Außerdem ist auch für viele Versicherer das Absichern von Cyber-Risiken noch „Neuland“. Die Neuheit der Gefahren spiegelte sich laut Test in vielen uneinheitlichen Lösungen der Versicherer wieder. Das zeigten schon die Begriffe der Policen. Genannt für die versicherten Gefahren würden laut Ratingagentur: „Netzwerksicherheitsverletzung“/ „IT-Sicherheitsverletzung“/ „Hacker-Angriff“/ „Cyber-Angriff“/ „Cyber-Einbruch“/ „Cyber-Attacke“/ „Cyber-Rechtsverletzung“/ „Cyber-Sicherheitsvorfall“. Hier herrsche eine „fast babylonische Sprachverwirrung“, wie der geschäftsführende Gesellschafter der Agentur, Michael Franke, pointiert.

Zwar würden derartige Begriffe einen scheinbar „ähnlichen“ Zustand beschreiben, im Detail aber könnten Unterschiede für den Kunden im Schadensfall erheblich sein.

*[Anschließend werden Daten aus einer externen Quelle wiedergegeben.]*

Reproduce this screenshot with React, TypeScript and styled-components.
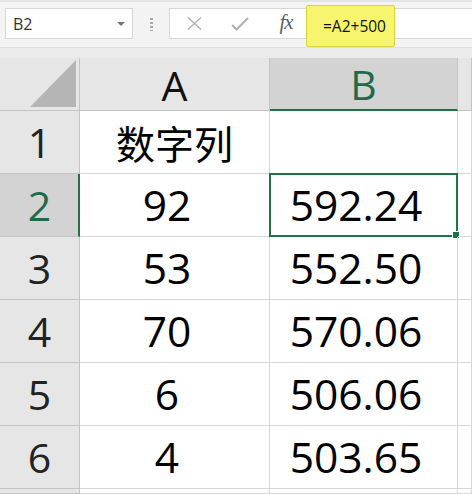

Auch Aufbau und Umfang der Cyber-Bedingungen würden stark variieren. Was ein Versicherer über eine Rechtsschutzversicherung löse, die an den Cyber-Hauptvertrag andockt, webe ein anderer Versicherer in die Cyber-Drittschadendeckung oder die Krisen-Dienstleistungen ein. Solche Differenzen könnten gravierende Konsequenzen für Versicherungsfall, Entschädigung und das Verhältnis zu anderen Versicherungsverträgen haben. Zu beachten ist zudem der Deckungsumfang, der sich von Versicherer zu Versicherer erheblich unterscheide.

Welche Leistungen werden von einer Cyber-Versicherung verlangt?

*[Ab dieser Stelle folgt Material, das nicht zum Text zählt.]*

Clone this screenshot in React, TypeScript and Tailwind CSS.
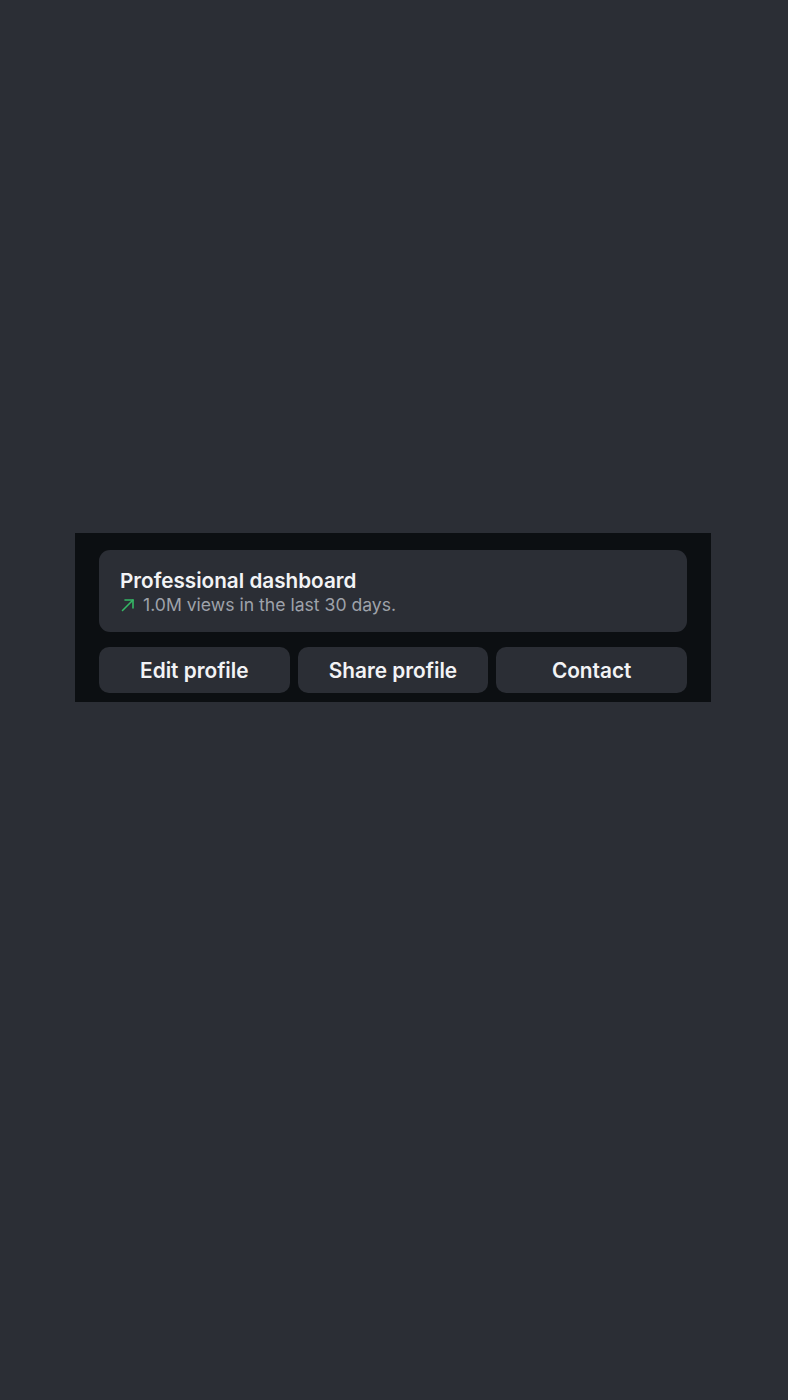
import React from "react";

export default function App() {
  return (
    <div
      className="min-h-[1400px] w-full bg-[#2b2e35] pt-[533px]"
      style={{ fontFamily: "Inter, 'Noto Sans', sans-serif" }}
    >
      <div className="ml-[75px] w-[636px] bg-[#0c0f12] px-[24px] pt-[17px] pb-[9px]">
        <div className="flex h-[82px] flex-col justify-center rounded-[11px] bg-[#2b2e35] pl-[21px] pt-[2px]">
          <div className="text-[20.7px] font-semibold leading-[24px] text-[#f2f3f5]">
            Professional dashboard
          </div>
          <div className="mt-[1px] flex items-center text-[17.6px] leading-[22px] text-[#9ea2aa]">
            <svg
              width="16"
              height="16"
              viewBox="0 0 16 16"
              fill="none"
              stroke="#35b866"
              strokeWidth="1.6"
              strokeLinecap="round"
              strokeLinejoin="round"
              className="mr-[7px]"
            >
              <path d="M2.5 13.5 L13 3" />
              <path d="M5 3 H13 V11" />
            </svg>
            <span>1.0M views in the last 30 days.</span>
          </div>
        </div>
        <div className="mt-[15px] grid grid-cols-3 gap-[8px]">
          {["Edit profile", "Share profile", "Contact"].map((t) => (
            <div
              key={t}
              className="flex h-[46px] items-center justify-center rounded-[10px] bg-[#2b2e35] pt-[1px] text-[20.8px] font-semibold text-[#f2f3f5]"
            >
              {t}
            </div>
          ))}
        </div>
      </div>
    </div>
  );
}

Nach Ansicht der Experten von Franke und Bornberg muss ein Tarif Folgendes abdecken können, um ausreichenden Schutz zu bieten:

  • Betriebsunterbrechung: Deckung von Ertragsausfällen
  • Drittschäden: Deckung für auch immaterielle Schäden (zum Beispiel den möglichen Imageverlust eines Unternehmens bei Datendiebstahl)
  • Mehrere Versicherungsverträge: keine Subsidiarität der Cyber-Deckung (der Schaden darf nicht zugleich durch eine andere Police abgesichert sein, z.B. durch eine klassische Betriebshaftpflichtversicherung)
  • Rückwärtsdeckung: Deckungsausschluss nur für vor Abschluss bekannte Ursachen und Schäden (nicht für solche, die hätten bekannt sein müssen)
  • Wiederherstellung von IT-Systemen: Zeitliche Befristung der Wiederherstellung auf nicht weniger als 12 Monate nach Schadenfeststellung

Gewarnt wird vor Mogelpackungen

Auf neue Risiken reagieren einige Versicherer laut Agentur mit Mogelpackungen. Angebote werben zum Beispiel gezielt damit, den Cloud-Ausfall zu versichern (und damit die dynamisch an den Bedarf angepassten IT-Dienstleistungen eines Unternehmens abzusichern). Der Blick ins Kleingedruckte zeige dann aber: sogenannte SaaS-Dienste (Software as a Service) würden vom Versicherungsschutz ausgeschlossen. Dann werden Angriffe auf IT-Systeme nicht ersetzt, wenn diese von einem externen Dienstleister bereitgestellt wird. Oder eine Police deckt nur DoS-Angriffe (Denial of Service = Nichtverfügbarkeit) auf dem Cloud-Anbieter ab statt alle relevanten Bedrohungs-Szenarien.


Nicht wenige Anbieter hätten zudem Angriffe auf den Betreiber einer Cloud (und damit Betriebsunterbrechungsschäden beim Versicherungsnehmer) stark in der Deckungssumme begrenzt, einige sogar komplett vom Versicherungsschutz ausgeschlossen. Wie so oft muss also das Kleingedruckte sehr genau beachtet werden, um im Schadensfall nicht ohne Versicherungsschutz dazustehen.

Vorsicht ist nicht nur bei den Cyber- Risiken geboten, sondern auch bei der Wahl der richtigen Cyberpolice zur Absicherung vor diesen Risiken. Denn auf dem Markt befinden sich gute Angebote, aber auch Mogelpackungen. Die Angebote sind noch sehr uneinheitlich. Die Bedingungen sollten also gut geprüft werden, wenn nötig mit Hilfe eines professionellen Beraters.